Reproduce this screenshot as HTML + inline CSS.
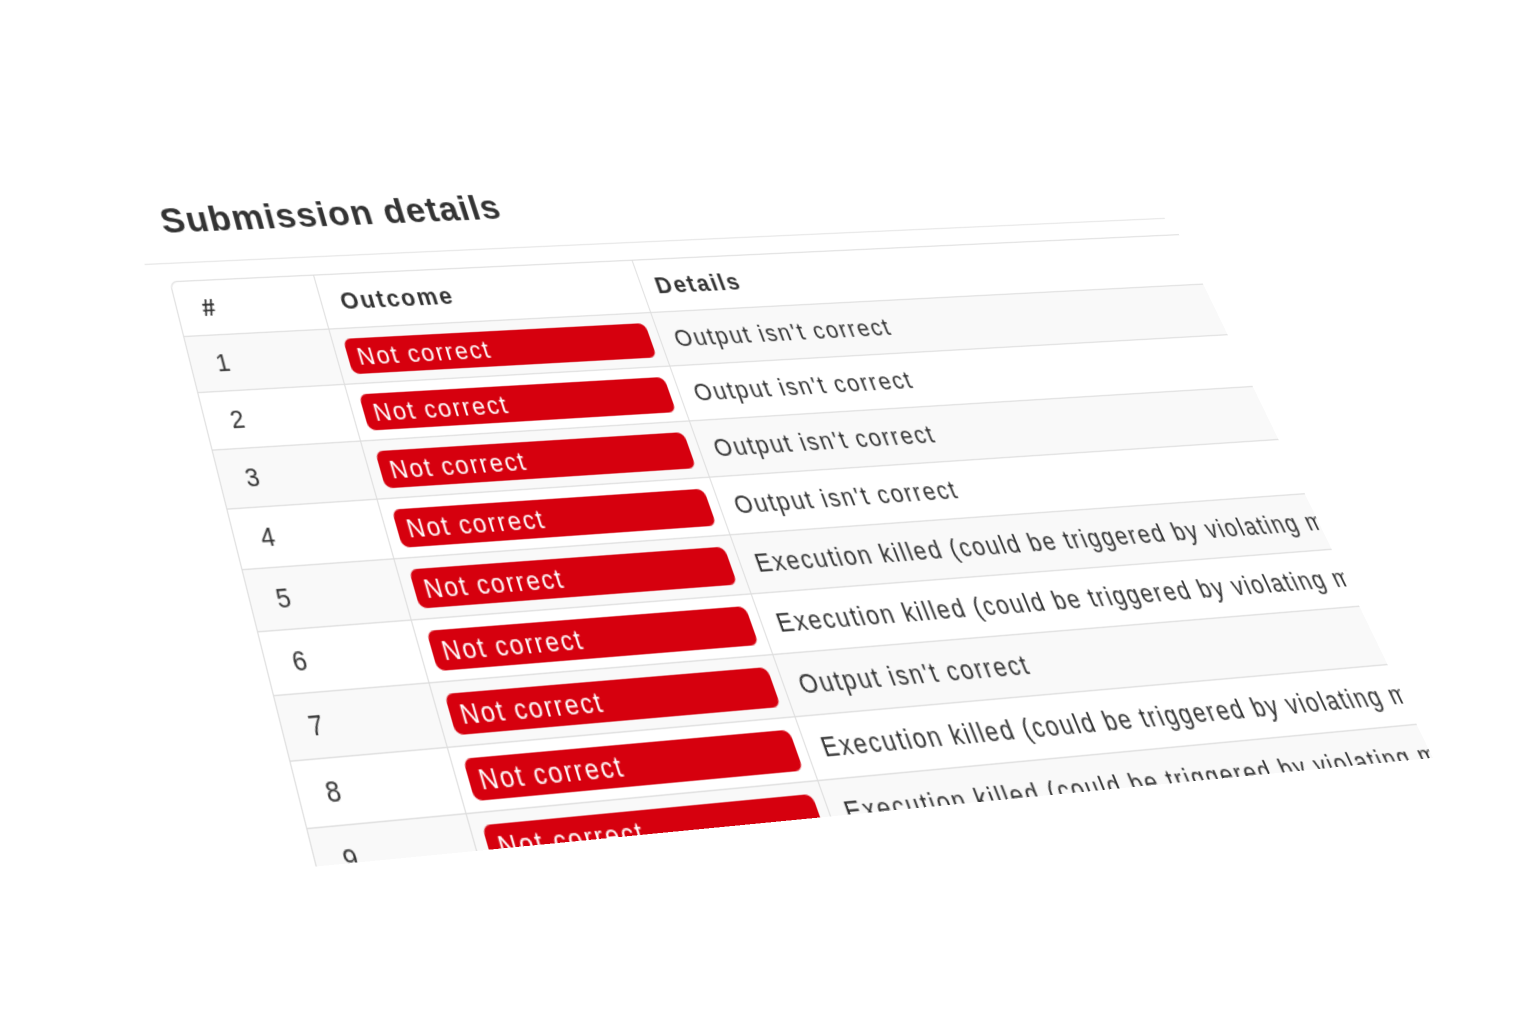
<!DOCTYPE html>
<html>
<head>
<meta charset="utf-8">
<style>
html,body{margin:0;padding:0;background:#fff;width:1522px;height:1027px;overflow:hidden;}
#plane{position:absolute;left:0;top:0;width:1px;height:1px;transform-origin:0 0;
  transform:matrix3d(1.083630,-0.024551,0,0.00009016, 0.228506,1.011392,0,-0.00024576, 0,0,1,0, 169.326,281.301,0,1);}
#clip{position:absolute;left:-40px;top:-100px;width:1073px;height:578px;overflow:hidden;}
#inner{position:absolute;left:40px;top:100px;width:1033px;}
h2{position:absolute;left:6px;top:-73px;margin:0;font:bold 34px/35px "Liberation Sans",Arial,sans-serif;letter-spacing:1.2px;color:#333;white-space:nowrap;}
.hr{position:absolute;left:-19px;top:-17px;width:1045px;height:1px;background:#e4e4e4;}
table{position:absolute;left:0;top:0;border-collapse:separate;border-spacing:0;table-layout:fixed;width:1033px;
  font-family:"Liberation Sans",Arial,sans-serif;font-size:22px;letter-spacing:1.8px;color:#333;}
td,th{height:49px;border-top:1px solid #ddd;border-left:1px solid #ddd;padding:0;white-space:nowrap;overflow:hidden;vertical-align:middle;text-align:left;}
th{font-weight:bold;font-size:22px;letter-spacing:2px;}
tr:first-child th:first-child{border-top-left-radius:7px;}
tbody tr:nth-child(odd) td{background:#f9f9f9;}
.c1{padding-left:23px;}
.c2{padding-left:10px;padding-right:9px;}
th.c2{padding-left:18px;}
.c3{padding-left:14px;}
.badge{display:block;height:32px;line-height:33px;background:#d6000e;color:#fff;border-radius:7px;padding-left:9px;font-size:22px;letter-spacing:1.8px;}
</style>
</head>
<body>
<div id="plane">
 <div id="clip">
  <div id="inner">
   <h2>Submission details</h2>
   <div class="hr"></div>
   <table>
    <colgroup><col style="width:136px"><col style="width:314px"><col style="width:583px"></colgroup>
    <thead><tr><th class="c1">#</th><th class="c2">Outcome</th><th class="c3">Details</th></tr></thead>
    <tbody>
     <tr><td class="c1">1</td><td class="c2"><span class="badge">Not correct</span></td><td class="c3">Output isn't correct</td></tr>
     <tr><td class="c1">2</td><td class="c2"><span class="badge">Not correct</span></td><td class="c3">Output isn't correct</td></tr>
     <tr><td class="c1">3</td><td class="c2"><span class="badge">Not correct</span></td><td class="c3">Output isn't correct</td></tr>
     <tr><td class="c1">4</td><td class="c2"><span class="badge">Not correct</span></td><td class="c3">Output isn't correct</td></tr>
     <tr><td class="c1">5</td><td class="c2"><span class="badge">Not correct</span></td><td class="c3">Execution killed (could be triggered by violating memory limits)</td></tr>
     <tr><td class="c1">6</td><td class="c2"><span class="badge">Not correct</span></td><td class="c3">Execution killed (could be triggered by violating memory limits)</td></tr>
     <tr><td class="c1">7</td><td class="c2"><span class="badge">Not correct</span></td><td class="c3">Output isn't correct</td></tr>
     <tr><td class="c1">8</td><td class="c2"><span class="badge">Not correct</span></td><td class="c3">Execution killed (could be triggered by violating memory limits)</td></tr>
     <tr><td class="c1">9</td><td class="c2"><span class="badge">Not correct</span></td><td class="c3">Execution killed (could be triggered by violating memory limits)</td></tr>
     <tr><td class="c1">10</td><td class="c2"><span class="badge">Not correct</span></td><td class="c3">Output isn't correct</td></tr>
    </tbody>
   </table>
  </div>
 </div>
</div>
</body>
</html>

--- EXERCISE OBJECTIVE ---
Leave the pictures out and output the rest of the listing exactly.

--- WRITTEN SOLUTION ---
Reproduce this screenshot as HTML + inline CSS.
<!DOCTYPE html>
<html>
<head>
<meta charset="utf-8">
<style>
html,body{margin:0;padding:0;background:#fff;width:1522px;height:1027px;overflow:hidden;}
#plane{position:absolute;left:0;top:0;width:1px;height:1px;transform-origin:0 0;
  transform:matrix3d(1.083630,-0.024551,0,0.00009016, 0.228506,1.011392,0,-0.00024576, 0,0,1,0, 169.326,281.301,0,1);}
#clip{position:absolute;left:-40px;top:-100px;width:1073px;height:578px;overflow:hidden;}
#inner{position:absolute;left:40px;top:100px;width:1033px;}
h2{position:absolute;left:6px;top:-73px;margin:0;font:bold 34px/35px "Liberation Sans",Arial,sans-serif;letter-spacing:1.2px;color:#333;white-space:nowrap;}
.hr{position:absolute;left:-19px;top:-17px;width:1045px;height:1px;background:#e4e4e4;}
table{position:absolute;left:0;top:0;border-collapse:separate;border-spacing:0;table-layout:fixed;width:1033px;
  font-family:"Liberation Sans",Arial,sans-serif;font-size:22px;letter-spacing:1.8px;color:#333;}
td,th{height:49px;border-top:1px solid #ddd;border-left:1px solid #ddd;padding:0;white-space:nowrap;overflow:hidden;vertical-align:middle;text-align:left;}
th{font-weight:bold;font-size:22px;letter-spacing:2px;}
tr:first-child th:first-child{border-top-left-radius:7px;}
tbody tr:nth-child(odd) td{background:#f9f9f9;}
.c1{padding-left:23px;}
.c2{padding-left:10px;padding-right:9px;}
th.c2{padding-left:18px;}
.c3{padding-left:14px;}
.badge{display:block;height:32px;line-height:33px;background:#d6000e;color:#fff;border-radius:7px;padding-left:9px;font-size:22px;letter-spacing:1.8px;}
</style>
</head>
<body>
<div id="plane">
 <div id="clip">
  <div id="inner">
   <h2>Submission details</h2>
   <div class="hr"></div>
   <table>
    <colgroup><col style="width:136px"><col style="width:314px"><col style="width:583px"></colgroup>
    <thead><tr><th class="c1">#</th><th class="c2">Outcome</th><th class="c3">Details</th></tr></thead>
    <tbody>
     <tr><td class="c1">1</td><td class="c2"><span class="badge">Not correct</span></td><td class="c3">Output isn't correct</td></tr>
     <tr><td class="c1">2</td><td class="c2"><span class="badge">Not correct</span></td><td class="c3">Output isn't correct</td></tr>
     <tr><td class="c1">3</td><td class="c2"><span class="badge">Not correct</span></td><td class="c3">Output isn't correct</td></tr>
     <tr><td class="c1">4</td><td class="c2"><span class="badge">Not correct</span></td><td class="c3">Output isn't correct</td></tr>
     <tr><td class="c1">5</td><td class="c2"><span class="badge">Not correct</span></td><td class="c3">Execution killed (could be triggered by violating memory limits)</td></tr>
     <tr><td class="c1">6</td><td class="c2"><span class="badge">Not correct</span></td><td class="c3">Execution killed (could be triggered by violating memory limits)</td></tr>
     <tr><td class="c1">7</td><td class="c2"><span class="badge">Not correct</span></td><td class="c3">Output isn't correct</td></tr>
     <tr><td class="c1">8</td><td class="c2"><span class="badge">Not correct</span></td><td class="c3">Execution killed (could be triggered by violating memory limits)</td></tr>
     <tr><td class="c1">9</td><td class="c2"><span class="badge">Not correct</span></td><td class="c3">Execution killed (could be triggered by violating memory limits)</td></tr>
     <tr><td class="c1">10</td><td class="c2"><span class="badge">Not correct</span></td><td class="c3">Output isn't correct</td></tr>
    </tbody>
   </table>
  </div>
 </div>
</div>
</body>
</html>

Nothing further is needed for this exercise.